Wednesday, March 31, 2010
Caramelized Red Onion, and Broccoli Risotto
I have to admit, I'm now on a new risotto kick. Tonight for dinner I made grilled flank steak and I wanted to make a nice risotto to go with it. So I decided that I would try to make a new risotto dish with some of the ingredients I had on hand. The end product was yummy and I will for sure make this again.
WHAT YOU WILL NEED:
1 large onion sliced thin (I like red onions but can be made with any kind)

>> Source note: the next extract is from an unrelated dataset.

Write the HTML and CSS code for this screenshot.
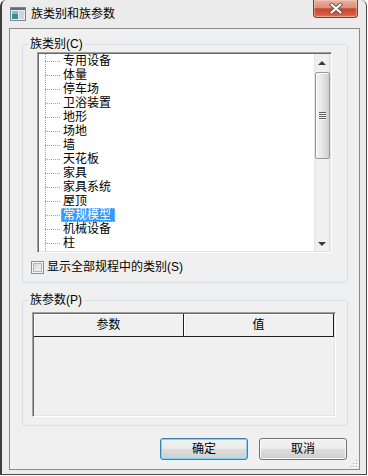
FILE: index.html
```html
<!DOCTYPE html>
<html lang="zh-CN">
<head>
    <meta charset="UTF-8">
    <title>族类别和族参数</title>
    <link rel="stylesheet" href="styles.css">
</head>
<body>
    <div class="window">
        <div class="titlebar">
            <svg class="app-icon" width="16" height="16" viewBox="0 0 16 16">
                <rect x="0.5" y="1.5" width="15" height="13" fill="#e8ecef" stroke="#7b8794"/>
                <rect x="1" y="2" width="14" height="2" fill="#5d6f7d"/>
                <rect x="2" y="5" width="6" height="8" fill="#3f8a94"/>
                <rect x="2" y="5" width="6" height="3" fill="#7cc0c4"/>
                <rect x="9" y="5" width="5" height="8" fill="#cdd6dc"/>
            </svg>
            <span class="title">族类别和族参数</span>
            <div class="close-btn">
                <svg width="14" height="11" viewBox="0 0 14 11">
                    <path d="M2.5 1.5 L11.5 9.5 M11.5 1.5 L2.5 9.5" stroke="#5b5b5b" stroke-width="4" stroke-linecap="round"/>
                    <path d="M2.5 1.5 L11.5 9.5 M11.5 1.5 L2.5 9.5" stroke="#ffffff" stroke-width="2" stroke-linecap="round"/>
                </svg>
            </div>
        </div>

        <div class="client">
            <fieldset class="group group-cats">
                <legend>族类别(C)</legend>
                <div class="listbox">
                    <ul class="tree">
                        <li><span class="branch"></span><span class="node">专用设备</span></li>
                        <li><span class="branch"></span><span class="node">体量</span></li>
                        <li><span class="branch"></span><span class="node">停车场</span></li>
                        <li><span class="branch"></span><span class="node">卫浴装置</span></li>
                        <li><span class="branch"></span><span class="node">地形</span></li>
                        <li><span class="branch"></span><span class="node">场地</span></li>
                        <li><span class="branch"></span><span class="node">墙</span></li>
                        <li><span class="branch"></span><span class="node">天花板</span></li>
                        <li><span class="branch"></span><span class="node">家具</span></li>
                        <li><span class="branch"></span><span class="node">家具系统</span></li>
                        <li><span class="branch"></span><span class="node">屋顶</span></li>
                        <li><span class="branch"></span><span class="node selected">常规模型</span></li>
                        <li><span class="branch"></span><span class="node">机械设备</span></li>
                        <li><span class="branch"></span><span class="node">柱</span></li>
                    </ul>
                    <div class="vscroll">
                        <div class="sb-btn sb-up"></div>
                        <div class="sb-thumb"><span class="grip"></span></div>
                        <div class="sb-track"></div>
                        <div class="sb-btn sb-down"></div>
                    </div>
                </div>
                <label class="check-row">
                    <span class="checkbox"></span>
                    显示全部规程中的类别(S)
                </label>
            </fieldset>

            <fieldset class="group group-params">
                <legend>族参数(P)</legend>
                <div class="listview">
                    <div class="lv-header">
                        <div class="lv-col">参数</div>
                        <div class="lv-col">值</div>
                    </div>
                    <div class="lv-body"></div>
                </div>
            </fieldset>

            <div class="buttons">
                <button class="btn btn-default">确定</button>
                <button class="btn">取消</button>
            </div>

            <svg class="size-grip" width="8" height="8" viewBox="0 0 8 8">
                <rect x="6" y="0" width="1" height="1" fill="#a3a3a3"/>
                <rect x="3" y="3" width="1" height="1" fill="#a3a3a3"/>
                <rect x="6" y="3" width="1" height="1" fill="#a3a3a3"/>
                <rect x="0" y="6" width="1" height="1" fill="#a3a3a3"/>
                <rect x="3" y="6" width="1" height="1" fill="#a3a3a3"/>
                <rect x="6" y="6" width="1" height="1" fill="#a3a3a3"/>
                <rect x="7" y="1" width="1" height="1" fill="#fff"/>
                <rect x="4" y="4" width="1" height="1" fill="#fff"/>
                <rect x="7" y="4" width="1" height="1" fill="#fff"/>
                <rect x="1" y="7" width="1" height="1" fill="#fff"/>
                <rect x="4" y="7" width="1" height="1" fill="#fff"/>
                <rect x="7" y="7" width="1" height="1" fill="#fff"/>
            </svg>
        </div>
    </div>
</body>
</html>
```

FILE: styles.css
```css
* {
    margin: 0;
    padding: 0;
    box-sizing: border-box;
}

body {
    width: 368px;
    height: 476px;
    overflow: hidden;
    background: #fff;
    font-family: "Liberation Sans", "Noto Sans CJK SC", sans-serif;
    font-size: 12px;
    color: #000;
}

/* window frame */
.window {
    width: 367px;
    height: 475px;
    background: #ececec;
    border-left: 2px solid #3e3e3e;
    border-right: 1px solid #4a4a4a;
    border-bottom: 1px solid #4a4a4a;
    border-radius: 6px 6px 0 0;
    padding: 0 6px 4px 7px;
    display: flex;
    flex-direction: column;
}

.titlebar {
    height: 28px;
    display: flex;
    align-items: center;
    margin-left: -7px;
    margin-right: -6px;
    padding-left: 8px;
}

.app-icon {
    display: block;
    margin-top: -1px;
}

.title {
    margin-left: 5px;
    line-height: 14px;
}

.close-btn {
    margin-left: auto;
    margin-right: 8px;
    align-self: flex-start;
    width: 45px;
    height: 18px;
    border: 1px solid #8a3a2c;
    border-top: none;
    border-radius: 0 0 4px 4px;
    background: linear-gradient(#eab1a3 0%, #dc8f7d 45%, #c9462e 52%, #d65a3f 85%, #e27a5c 100%);
    box-shadow: inset 0 0 0 1px rgba(255, 220, 210, 0.45);
    display: flex;
    align-items: center;
    justify-content: center;
}

.close-btn svg {
    display: block;
}

.client {
    position: relative;
    height: 442px;
    background: #f0f0f0;
    border: 1px solid #8b8b8b;
    display: flex;
    flex-direction: column;
}

/* group boxes */
.group {
    border: 1px solid #d5dfe5;
    border-radius: 3px;
    min-width: 0;
}

.group legend {
    margin-left: 5px;
    padding: 0 2px;
    line-height: 14px;
    height: 14px;
}

.group-cats {
    margin: 8px 11px 0 12px;
    padding: 0 0 8px 0;
}

.group-params {
    margin: 10px 11px 0 12px;
    padding: 0 0 8px 0;
}

/* tree list */
.listbox {
    margin: 1px 15px 0 14px;
    height: 201px;
    border: 1px solid;
    border-color: #a0a0a0 #ffffff #ffffff #a0a0a0;
    padding: 1px;
    box-shadow: inset 1px 1px 0 #696969, inset -1px -1px 0 #e3e3e3;
    background: #fff;
    display: flex;
}

.tree {
    flex: 1;
    list-style: none;
    padding-left: 6px;
    background-image: linear-gradient(#a0a0a0 50%, transparent 50%);
    background-size: 1px 2px;
    background-position: 6px 0;
    background-repeat: repeat-y;
    background-color: #fff;
}

.tree li {
    height: 14px;
    display: flex;
    align-items: center;
}

.branch {
    width: 16px;
    height: 14px;
    background-image: linear-gradient(to right, #a0a0a0 50%, transparent 50%);
    background-size: 2px 1px;
    background-position: 0 7px;
    background-repeat: repeat-x;
}

.node {
    padding: 0 4px 0 2px;
    line-height: 14px;
    height: 14px;
    white-space: nowrap;
}

.node.selected {
    background: #3399ff;
    color: #fff;
    outline: 1px dotted #9ccbff;
    outline-offset: -1px;
}

/* scrollbar */
.vscroll {
    width: 16px;
    display: flex;
    flex-direction: column;
    background: linear-gradient(to right, #e3e3e3 0, #f0f0f0 2px, #f0f0f0 13px, #e6e6e6 100%);
}

.sb-btn {
    display: flex;
    align-items: center;
    justify-content: center;
}

.sb-up {
    height: 18px;
}

.sb-down {
    height: 17px;
}

.sb-up::after,
.sb-down::after {
    content: '';
    width: 0;
    height: 0;
    border-left: 4px solid transparent;
    border-right: 4px solid transparent;
}

.sb-up::after {
    border-bottom: 4px solid #3a3a3a;
}

.sb-down::after {
    border-top: 4px solid #3a3a3a;
    margin-top: 2px;
}

.sb-thumb {
    height: 87px;
    margin-left: 1px;
    border: 1px solid #989898;
    border-radius: 2px;
    background: linear-gradient(to right, #f4f4f4 0%, #e9e9e9 40%, #d8d8d8 80%, #cbcbcb 100%);
    box-shadow: inset 1px 1px 0 #fbfbfb;
    display: flex;
    align-items: center;
    justify-content: center;
}

.grip {
    width: 7px;
    height: 8px;
    background: repeating-linear-gradient(#5c5c5c 0 1px, #f6f6f6 1px 2px);
}

.sb-track {
    flex: 1;
}

/* checkbox */
.check-row {
    margin: 8px 0 0 8px;
    height: 13px;
    display: flex;
    align-items: center;
    line-height: 13px;
}

.checkbox {
    width: 13px;
    height: 13px;
    border: 1px solid #8e8f8f;
    background: linear-gradient(135deg, #cfcfcf 0%, #e6e6e6 50%, #f7f7f7 100%);
    box-shadow: inset 0 0 0 1px #f4f4f4, inset 0 0 0 2px #b3b6b9;
    margin-right: 3px;
    flex-shrink: 0;
}

/* parameter list view */
.listview {
    margin: 5px 11px 0 9px;
    height: 105px;
    border: 1px solid;
    border-color: #a0a0a0 #ffffff #ffffff #a0a0a0;
    padding: 1px;
    box-shadow: inset 1px 1px 0 #696969, inset -1px -1px 0 #e3e3e3;
    background: #f0f0f0;
    display: flex;
    flex-direction: column;
}

.lv-header {
    height: 23px;
    display: flex;
    border-bottom: 1px solid #1e1e1e;
}

.lv-col {
    width: 150px;
    text-align: center;
    line-height: 22px;
    border-right: 1px solid #1e1e1e;
    box-shadow: inset 1px 1px 0 #ffffff;
}

.lv-body {
    flex: 1;
}

/* buttons */
.buttons {
    margin: 12px 12px 0 0;
    display: flex;
    justify-content: flex-end;
    gap: 11px;
}

.btn {
    width: 88px;
    height: 22px;
    font-family: inherit;
    font-size: 12px;
    color: #000;
    border: 1px solid #707070;
    border-radius: 3px;
    background: linear-gradient(#f2f2f2 0%, #ebebeb 48%, #dddddd 52%, #cfcfcf 100%);
    box-shadow: inset 0 0 0 1px #fbfbfb;
    line-height: 18px;
}

.btn-default {
    border-color: #3c7fb1;
    box-shadow: inset 0 0 0 1px #7fd3f7;
}

.size-grip {
    position: absolute;
    right: 1px;
    bottom: 1px;
}
```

3 cloves raw garlic minced
4 tablespoons of unsalted butter (2 tbsp for the risotto and 2 for the onions)
1/4 cup dry white wine
3 cups low sodium chicken broth, warmed (I use homemade broth, but you can use canned)
1 cup of milk (I use 2%)
half a lemon zest
1 cup arborio rice
1 cup of fresh chopped broccoli
1/2 cup shredded Parmesan cheese
Salt and pepper to taste
WHAT YOU NEED TO DO:
Caramelize the onions with butter in a pan over medium heat.
Stir until golden brown, and then add your minced garlic, be careful not to burn the onions nor the garlic.
Add the rice; stir for 1-2 minutes.
Add the white wine and stir until it is absorbed.
Add the chicken broth 1 ladle-full at a time, letting it fully absorb before adding more.
When the rice is 75% the way cooked add your broccoli crowns and the lemon zest.
Add milk and once milk is halfway absorbed, add the cheese and the two tablespoons of butter one tablespoon at a time.
Season with salt and fresh ground pepper to taste.